JAMBI - Sebanyak 1.047 mahasiswa dari 33 universitas di Indonesia menjadi korban tindak pidana perdagangan orang (TPPO) berkedok ferienjob (magang) di Jerman. Sembilan diantaranya merupakan mahasiswa Universitas Jambi (Unja).

Dikutip dari Tempo.co, RM, salah seorang mahasiswa Unja yang menjadi korban menceritakan alasannya memutuskan mengikuti program magang bodong tersebut hingga penderitaan yang dialaminya setelah berada di Jerman, kepada Direktur Beranda Perempuan Indonesia Zubaidah.

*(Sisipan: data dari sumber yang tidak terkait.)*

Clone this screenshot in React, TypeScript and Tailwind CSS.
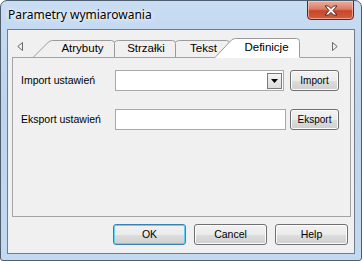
import React from "react";

function Arrow({ dir }: { dir: "left" | "right" }) {
  return (
    <svg width="6" height="9" viewBox="0 0 6 9" className="shrink-0">
      {dir === "left" ? (
        <path d="M5.5,0.5 L0.8,4.5 L5.5,8.5 Z" fill="none" stroke="#6a6a6a" strokeWidth="1" />
      ) : (
        <path d="M0.5,0.5 L5.2,4.5 L0.5,8.5 Z" fill="none" stroke="#6a6a6a" strokeWidth="1" />
      )}
    </svg>
  );
}

function TabShape({ w, h, active }: { w: number; h: number; active?: boolean }) {
  const s = active ? h - 1 : h;
  const fillPath = `M0,${h} L${s - 1.5},2 Q${s + 0.5},0.5 ${s + 2.5},0.5 L${w - 3.5},0.5 Q${w - 0.5},0.5 ${w - 0.5},3.5 L${w - 0.5},${h} Z`;
  const linePath = `M0.5,${h} L${s - 1.5},2 Q${s + 0.5},0.5 ${s + 2.5},0.5 L${w - 3.5},0.5 Q${w - 0.5},0.5 ${w - 0.5},3.5 L${w - 0.5},${active ? h - 1 : h}`;
  return (
    <svg width={w} height={h} viewBox={`0 0 ${w} ${h}`} className="absolute inset-0">
      <path d={fillPath} fill={active ? "#ffffff" : "#f0f0f0"} />
      <path d={linePath} fill="none" stroke="#9a9a9a" strokeWidth="1" />
    </svg>
  );
}

function Button({ children, className = "", primary }: { children: React.ReactNode; className?: string; primary?: boolean }) {
  return (
    <div
      className={`flex items-center justify-center rounded-[3px] border ${
        primary ? "border-[#3c7fb1] shadow-[inset_0_0_0_1px_#5fd3f5]" : "border-[#707070] shadow-[inset_0_0_0_1px_#fcfcfc]"
      } bg-[linear-gradient(to_bottom,#f2f2f2_0%,#ebebeb_50%,#dddddd_51%,#cfcfcf_100%)] text-black ${className}`}
    >
      {children}
    </div>
  );
}

export default function App() {
  return (
    <div className="w-[362px] h-[261px] overflow-hidden rounded-t-[7px] rounded-b-[3px] border border-[#4f5e6e] bg-[linear-gradient(to_bottom,#c8dcf2_0%,#bdd4ed_40%,#c3d9f0_100%)] flex flex-col font-['Liberation_Sans',Arial,sans-serif]">
      <div className="h-[28px] shrink-0 flex items-start justify-between">
        <div className="h-[28px] flex items-center pl-[7px] text-[12px] text-black font-['Noto_Sans','Liberation_Sans',sans-serif] [text-shadow:0_0_6px_#ffffff,0_0_3px_#ffffff]">
          Parametry wymiarowania
        </div>
        <div className="-mt-px mr-[7px] w-[47px] h-[20px] rounded-b-[4px] border border-[#6b2215] bg-[linear-gradient(to_bottom,#eab0a2_0%,#dd7a62_45%,#c9452a_55%,#d0603f_100%)] shadow-[inset_0_0_0_1px_rgba(255,210,200,0.6)] flex items-center justify-center">
          <svg width="14" height="11" viewBox="0 0 14 11">
            <path
              d="M1,1 L4.5,1 L7,3.6 L9.5,1 L13,1 L9,5.5 L13,10 L9.5,10 L7,7.4 L4.5,10 L1,10 L5,5.5 Z"
              fill="#ffffff"
              stroke="#5a2319"
              strokeWidth="1"
              strokeLinejoin="round"
            />
          </svg>
        </div>
      </div>

      <div className="mx-[6px] h-[225px] shrink-0 border border-[#6f7d8c] bg-[#f0f0f0] flex flex-col pt-[8px]">
        <div className="h-[19px] flex items-end">
          <div className="ml-[9px] self-start mt-[4px]">
            <Arrow dir="left" />
          </div>
          <div className="relative z-[4] ml-[10px] w-[82px] h-[17px] flex items-center">
            <TabShape w={82} h={17} />
            <span className="relative flex-1 pl-[17px] text-center text-[11.5px] text-black">Atrybuty</span>
          </div>
          <div className="relative z-[3] -ml-[16px] w-[77px] h-[17px] flex items-center">
            <TabShape w={77} h={17} />
            <span className="relative flex-1 pl-[17px] text-center text-[11.5px] text-black">Strzałki</span>
          </div>
          <div className="relative z-[2] -ml-[16px] w-[70px] h-[17px] flex items-center">
            <TabShape w={70} h={17} />
            <span className="relative flex-1 pl-[17px] text-center text-[11.5px] text-black">Tekst</span>
          </div>
          <div className="relative z-[5] -ml-[16px] -mb-px w-[86px] h-[20px] flex items-center pb-px">
            <TabShape w={86} h={20} active />
            <span className="relative flex-1 pl-[19px] text-center text-[11.5px] text-black">Definicje</span>
          </div>
          <div className="ml-[32px] self-start mt-[4px]">
            <Arrow dir="right" />
          </div>
        </div>

        <div className="relative z-[1] ml-[4px] w-[339px] h-[160px] border border-[#a3a3a3] bg-[#f0f0f0] pt-[12px] pl-[8px]">
          <div className="flex items-center h-[21px]">
            <div className="w-[94px] text-[10.5px] text-black">Import ustawień</div>
            <div className="w-[169px] h-[21px] border border-[#a9a9a9] bg-white flex items-center justify-end pr-px">
              <div className="w-[15px] h-[16px] border border-[#7a7a7a] bg-[linear-gradient(to_bottom,#f4f4f4,#dcdcdc)] flex items-center justify-center">
                <svg width="7" height="4" viewBox="0 0 7 4">
                  <path d="M0,0 L7,0 L3.5,4 Z" fill="#000" />
                </svg>
              </div>
            </div>
            <Button className="ml-[6px] w-[49px] h-[21px] text-[10px]">Import</Button>
          </div>
          <div className="flex items-center h-[21px] mt-[18px]">
            <div className="w-[94px] text-[10.5px] text-black">Eksport ustawień</div>
            <div className="w-[171px] h-[21px] border border-[#a9a9a9] bg-white" />
            <Button className="ml-[4px] w-[49px] h-[21px] text-[10px]">Eksport</Button>
          </div>
        </div>

        <div className="mt-[7px] flex justify-end gap-[8px] pr-[6px]">
          <Button primary className="w-[73px] h-[21px] text-[10.5px]">OK</Button>
          <Button className="w-[73px] h-[21px] text-[10.5px]">Cancel</Button>
          <Button className="w-[73px] h-[21px] text-[10.5px]">Help</Button>
        </div>
      </div>
    </div>
  );
}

"Program ferienjob ini dipromosikan dan direkomendasikan oleh universitas dengan iming-iming program kerja magang dengan gaji tinggi dengan nilai konversi sebanyak 20 SKS,” kata Zubaidah, dalam keterangan resminya pada Ahad (24/3/2024).

Zubaidah mengatakan, RM pada awalnya merasa yakin untuk mengikuti program dengan durasi tiga bulan itu. Alasannya, RM melihat ada salah satu guru besar di Fakultas Ekonomi Unja menjadi partner program ferienjob ini. Setelah melewati berbagai proses, RM akhirnya bekerja di Jerman.

“RM bekerja di Jerman sebagai buruh bangunan dan buruh angkut barang di salah satu perusahaan jasa pengiriman paket di Jerman,” kata dia.

Zubaidah menyebutkan, RM bekerja di Jerman untuk mengangkat beban paket mencapai 30 kilogram secara manual. Tak hanya itu, dia juga bekerja dalam durasi yang panjang sekaligus tak wajar hingga kelelahan.   

Berharap mendapat gaji setimpal, Zubaidah menyebut RM dibuat kecut saat menerima upah. Jauh panggang dari api, upah RM lebih rendah dari nominal yang ditawarkan dalam kontrak. 

“Upah per bulan tidak cukup untuk membayar biaya akomodasi yang harus ia tanggung sendiri. RM dan 8 mahasiswa korban dari UNJA lainnya didampingi oleh Beranda Perempuan,” kata Zubaidah. 

Zubaidah menyebut para agen dalam program ini diduga juga menjebak mahasiswa dalam jeratan utang melalui skema dana talangan. Dia menyebut mahasiswa dibebankan utang biaya tiket pesawat dengan harga dua kali lipat dari harga normal plus bunga 5 persen dan pinjaman untuk biaya akomodasi dengan total mencapai 30-50 juta rupiah. 

“Utang ini harus dibayar dengan cara dicicil dari upah yang diterima oleh mahasiswa setelah bekerja,” kata Zubaidah. 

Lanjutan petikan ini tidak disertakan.